Yeah, I’m antisocial, too. And besides, there are other ways in, paths where the writing matters most. These paths probably won’t lead to a bestseller list, but in the end I’ll have my self respect. I refuse to compromise and become an internet whore. So there.
Yow, am I ever behind the times. Nothing. I think that it would have to be something fresh and I don’t know what that is yet. What your client posted on Facebook had to have been good to get the followers and that says a lot. More power to him. A Hemingway dance challenge? I don’t know; maybe if there was some whiskey involved…
OMG – what is wrong with WordPress. I just typed out a BIG comment, and it asked me to sign in before I could post it – and poof. Gone. DAMMIT.
That happens to me all the time which means you won’t see this.
I’m with Tetman and Mr iPants on this, but then I’m not trying to sell anything so it hardly matters.
I started a blog years ago when I was a photographer trying to round up clients, and it was great for that. When I shifted toward blogging as a writer, it seemed to me that what I was writing there mattered more to me than the books I produced, which always felt somewhat obligatory—you write a book because that’s what writers do. But it was always in the back of my mind that the blog was really the thing for me, that it could be a form of expression in and of itself, without any other purpose or marketing proposition attached.

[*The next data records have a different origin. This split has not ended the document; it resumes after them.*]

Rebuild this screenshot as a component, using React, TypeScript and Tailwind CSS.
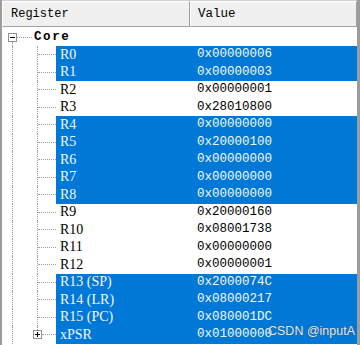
import React from "react";

type Row = { name: string; value: string; sel: boolean };

const rows: Row[] = [
  { name: "R0", value: "0x00000006", sel: true },
  { name: "R1", value: "0x00000003", sel: true },
  { name: "R2", value: "0x00000001", sel: false },
  { name: "R3", value: "0x28010800", sel: false },
  { name: "R4", value: "0x00000000", sel: true },
  { name: "R5", value: "0x20000100", sel: true },
  { name: "R6", value: "0x00000000", sel: true },
  { name: "R7", value: "0x00000000", sel: true },
  { name: "R8", value: "0x00000000", sel: true },
  { name: "R9", value: "0x20000160", sel: false },
  { name: "R10", value: "0x08001738", sel: false },
  { name: "R11", value: "0x00000000", sel: false },
  { name: "R12", value: "0x00000001", sel: false },
  { name: "R13 (SP)", value: "0x2000074C", sel: true },
  { name: "R14 (LR)", value: "0x08000217", sel: true },
  { name: "R15 (PC)", value: "0x080001DC", sel: true },
  { name: "xPSR", value: "0x01000000", sel: true },
];

const mono = { fontFamily: '"Liberation Mono", "DejaVu Sans Mono", monospace' };
const serif = { fontFamily: '"Liberation Serif", "DejaVu Serif", serif' };

function Box({ plus }: { plus?: boolean }) {
  return (
    <div className="w-[9px] h-[9px] border border-[#919191] bg-white flex items-center justify-center relative shrink-0">
      <div className="w-[5px] h-px bg-black" />
      {plus && <div className="absolute w-px h-[5px] bg-black" />}
    </div>
  );
}

export default function App() {
  return (
    <div
      className="relative w-[360px] h-[345px] overflow-hidden bg-white border-l-2 border-r-[3px] border-[#9c9c9c] text-black"
      style={mono}
    >
      {/* header */}
      <div className="flex h-[27px] border-t border-[#d0d0d0] bg-[#f0f0f0]">
        <div className="w-[188px] flex items-center pl-[8px] text-[12px] border-l border-t border-white border-r border-r-[#a0a0a0] border-b border-b-[#a0a0a0]">
          Register
        </div>
        <div className="flex-1 flex items-center pl-[7px] text-[12.5px] border-l border-t border-white border-r border-r-[#a0a0a0] border-b border-b-[#a0a0a0]">
          Value
        </div>
      </div>

      <div className="pt-[1.5px]">
        {/* Core row */}
        <div className="flex h-[17.5px]">
          <div className="w-[6px]" />
          <div className="w-[9px] flex flex-col items-center">
            <div className="flex-1" />
            <Box />
            <div className="flex-1 w-0 border-l border-dotted border-[#a0a0a0]" />
          </div>
          <div className="w-[17px] flex items-center">
            <div className="w-[15px] h-0 border-t border-dotted border-[#a0a0a0]" />
          </div>
          <div className="flex items-center text-[12.5px] font-bold tracking-[1.6px]">Core</div>
        </div>

        {rows.map((r, i) => {
          const last = i === rows.length - 1;
          return (
            <div key={r.name} className="flex h-[17.5px]">
              <div className="w-[10px]" />
              <div className="w-[25px] border-l border-dotted border-[#a0a0a0]" />
              {last ? (
                <div className="w-[19px] flex items-center relative">
                  <div className="-ml-[4px]">
                    <Box plus />
                  </div>
                  <div className="flex-1 h-0 border-t border-dotted border-[#a0a0a0]" />
                  <div className="absolute left-0 top-0 h-[4px] w-0 border-l border-dotted border-[#a0a0a0]" />
                </div>
              ) : (
                <div className="w-[19px] flex items-center border-l border-dotted border-[#a0a0a0]">
                  <div className="w-full h-0 border-t border-dotted border-[#a0a0a0]" />
                </div>
              )}
              <div
                className={`flex flex-1 ${r.sel ? "bg-[#0078d7] text-[#f4f8fc]" : "text-black"}`}
              >
                <div
                  className="w-[134px] pl-[4px] flex items-center text-[14px] leading-none whitespace-pre"
                  style={serif}
                >
                  {r.name}
                </div>
                <div className="flex-1 pl-[7px] flex items-center text-[12.5px]">{r.value}</div>
              </div>
            </div>
          );
        })}
      </div>

      <div
        className="absolute left-[266px] top-[322px] text-[12.5px] text-[#e8e8e8]"
        style={{
          fontFamily: '"Liberation Sans", Arial, sans-serif',
          textShadow: "0 0 1px rgba(60,60,60,0.8)",
        }}
      >
        CSDN @inputA
      </div>
    </div>
  );
}
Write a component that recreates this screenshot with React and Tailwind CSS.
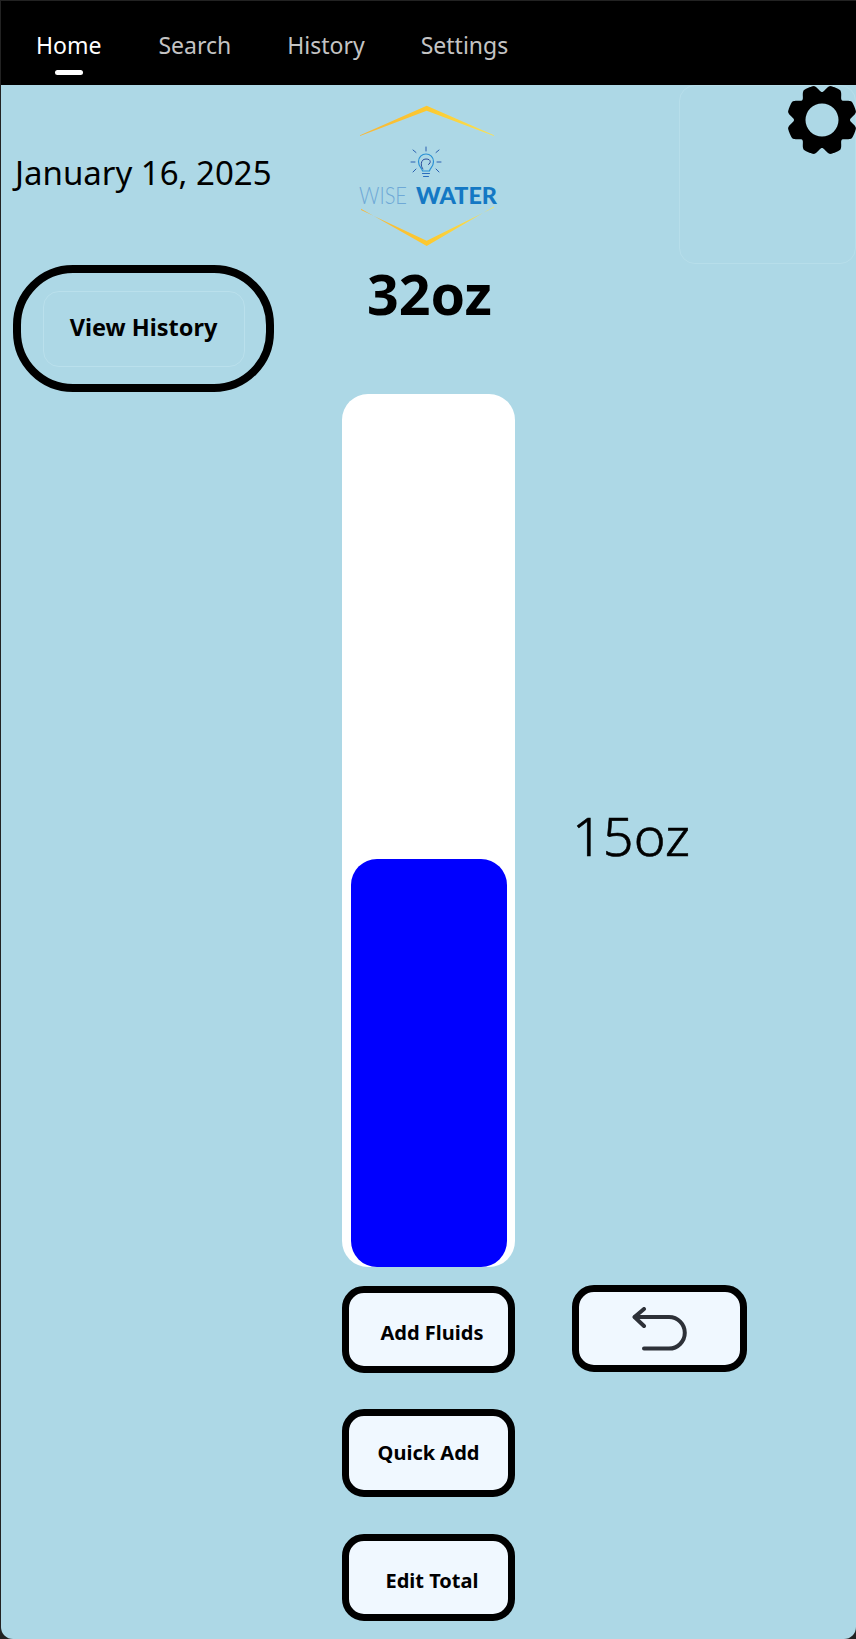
import { useMemo } from "react";

const FONT = "font-['Noto_Sans','Open_Sans',sans-serif]";

// 8 lobed cog outline, notches sit on the axes
function gearPath(cx, cy, outer, inner, hole) {
  const pts = [];
  const steps = 360;
  for (let i = 0; i < steps; i++) {
    const a = (i / steps) * Math.PI * 2;
    const period = Math.PI / 4;
    let d = ((a % period) + period) % period;
    if (d > period / 2) d = period - d;
    const t = Math.min(d / (period * 0.33), 1);
    const r = inner + (outer - inner) * (1 - Math.cos(t * Math.PI)) * 0.5;
    pts.push(`${(cx + r * Math.cos(a)).toFixed(2)} ${(cy + r * Math.sin(a)).toFixed(2)}`);
  }
  return (
    `M${pts.join("L")}Z` +
    `M${cx - hole} ${cy}a${hole} ${hole} 0 1 0 ${hole * 2} 0a${hole} ${hole} 0 1 0 ${-hole * 2} 0Z`
  );
}

function NavTab({ label, active }) {
  return (
    <div className="relative">
      <span className={`text-[23px] leading-none ${active ? "text-white" : "text-[#c4c4c4]"}`}>{label}</span>
      {active && <span className="absolute left-[19px] top-[36px] h-[5px] w-[28px] rounded-full bg-white" />}
    </div>
  );
}

function ActionButton({ label, className = "" }) {
  return (
    <button className={`flex w-[173px] items-center justify-center rounded-[22px] border-[7px] border-black bg-[#f0f8ff] text-[20px] font-bold text-black ${className}`}>
      {label}
    </button>
  );
}

function Logo() {
  return (
    <svg width="150" height="150" viewBox="0 0 150 150" className="ml-[6px]">
      <defs>
        <linearGradient id="gold" x1="0" x2="1" y1="0" y2="0">
          <stop offset="0" stopColor="#f6b73c" />
          <stop offset="0.5" stopColor="#fdc92f" />
          <stop offset="1" stopColor="#f7e25a" />
        </linearGradient>
      </defs>
      <path d="M12 35.300 L78.700 5.700 L146 35.300 L146 36 L78.700 10.700 L12 36Z" fill="url(#gold)" />
      <path d="M13 108.800 L78.700 146 L146 106.500 L146 107.500 L78.700 140.700 L13 110Z" fill="url(#gold)" />
      {/* bulb */}
      <g fill="none" strokeLinecap="round">
        <path d="M78 47v4M65 50l3 2.500M91 50l-3 2.500M63 62h4M89 62h4M65 72l3-3M91 72l-3-3" stroke="#2a5fb0" strokeWidth="1" />
        <path d="M74.500 71c-.5-3-4-4-4-9.500a7.500 7.500 0 0 1 15 0c0 5.500-3.500 6.500-4 9.500z" stroke="#2a90d4" strokeWidth="1.200" />
        <path d="M75 69c-2.500-2-3-10 3-10s4.500 5 2.500 5.500" stroke="#2b4a9a" strokeWidth="1" />
        <path d="M74.500 73.500h7M75.500 76.500h5" stroke="#2b6cbc" strokeWidth="1" />
      </g>
      <text x="11" y="104" className="font-['Lato',sans-serif]" fontSize="23" fontWeight="300" fill="#6fa9d6" textLength="48" lengthAdjust="spacingAndGlyphs">WISE</text>
      <text x="68" y="104" className="font-['Lato',sans-serif]" fontSize="23" fontWeight="900" fill="#1478c4" textLength="81" lengthAdjust="spacingAndGlyphs">WATER</text>
    </svg>
  );
}

export default function App() {
  const gear = useMemo(() => gearPath(40, 40, 35, 28, 16.5), []);

  return (
    <div className={`relative h-[1639px] w-[856px] overflow-hidden bg-[#222222] pl-[1px] pt-[1px] ${FONT}`}>
      <div className="relative h-[1638px] overflow-hidden rounded-b-[12px] bg-[#add8e6]">
        {/* top nav */}
        <nav className="flex h-[84px] items-center gap-[56px] bg-black pl-[35px] pt-[8px]">
          <NavTab label="Home" active />
          <div className="ml-[1px]">
            <NavTab label="Search" />
          </div>
          <NavTab label="History" />
          <NavTab label="Settings" />
        </nav>

        {/* settings cog */}
        <svg width="80" height="80" viewBox="0 0 80 80" className="absolute left-[781px] top-[79px]">
          <path d={gear} fill="#000" fillRule="evenodd" />
        </svg>

        <main className="flex">
          {/* left column */}
          <div className="w-[341px] pl-[12px]">
            <p className="ml-[2px] mt-[66px] text-[33px] leading-[44px] text-black">January 16, 2025</p>
            <div className="mt-[70px] flex h-[127px] w-[261px] items-center justify-center rounded-[60px] border-[8px] border-black">
              <button className="flex h-[76px] w-[202px] items-center justify-center rounded-[16px] border border-[#bae0ec] pb-[1px] text-[23.5px] font-bold text-black">
                View History
              </button>
            </div>
          </div>

          {/* center column */}
          <div className="flex w-[173px] flex-col">
            <div className="mt-[15px]">
              <Logo />
            </div>
            <p className="mt-[14px] pl-[2px] text-center text-[55.5px] font-bold leading-[60px] text-black">32oz</p>
            <div className="mt-[70px] flex h-[873px] flex-col justify-end rounded-[26px] bg-white px-[9px]">
              <div className="h-[408px] w-[156px] rounded-[26px] bg-[#0000ff]" />
            </div>
            <ActionButton label="Add Fluids" className="mt-[19px] h-[87px] pl-[7px] pt-[7px]" />
            <ActionButton label="Quick Add" className="mt-[36px] h-[88px]" />
            <ActionButton label="Edit Total" className="mt-[37px] h-[87px] pl-[7px] pt-[6px]" />
          </div>

          {/* right column */}
          <div className="flex flex-1 flex-col pl-[57px]">
            <div className="ml-[107px] h-[179px] w-[177px] shrink-0 rounded-[16px] border border-[#b7deea]" />
            <p className="mt-[532px] text-[54px] font-light leading-[78px] text-black [-webkit-text-stroke:0.6px_black]">15oz</p>
            <button className="mt-[411px] flex h-[87px] w-[175px] items-center justify-center rounded-[22px] border-[7px] border-black bg-[#f0f8ff]">
              <svg width="56" height="44" viewBox="0 0 56 44" fill="none" stroke="#2d3138" strokeWidth="4" strokeLinecap="round" strokeLinejoin="round">
                <path d="M12 2 L2.500 10 L12 19" />
                <path d="M3 10 H37 A15.800 15.800 0 0 1 37 41.600 H12" />
              </svg>
            </button>
          </div>
        </main>
      </div>
    </div>
  );
}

I think that’s where I’ve landed. I blog because I have no more lofty writing goals and still crave the process and engagement. As for other forms of social media, hard pass. I selfie for no one.
So glad you’re back blogging/writing again. Your essays always give me much to think about. I mean, you’ve done it. You’ve published books and now you’re reconsidering it all. Makes me think that the reality might be different from the dream. Hmm…
Very different, for me. I’d imagine Betsy has some stories along those lines…
Hi Betsy! Who’s memoir are you referring to? Now I’m interested. Thx, Jude
I want to know whose memoir as well.
Indy Clause needs to get off her ass and write a book. (Her real-life persona is way ahead of her in this regard.)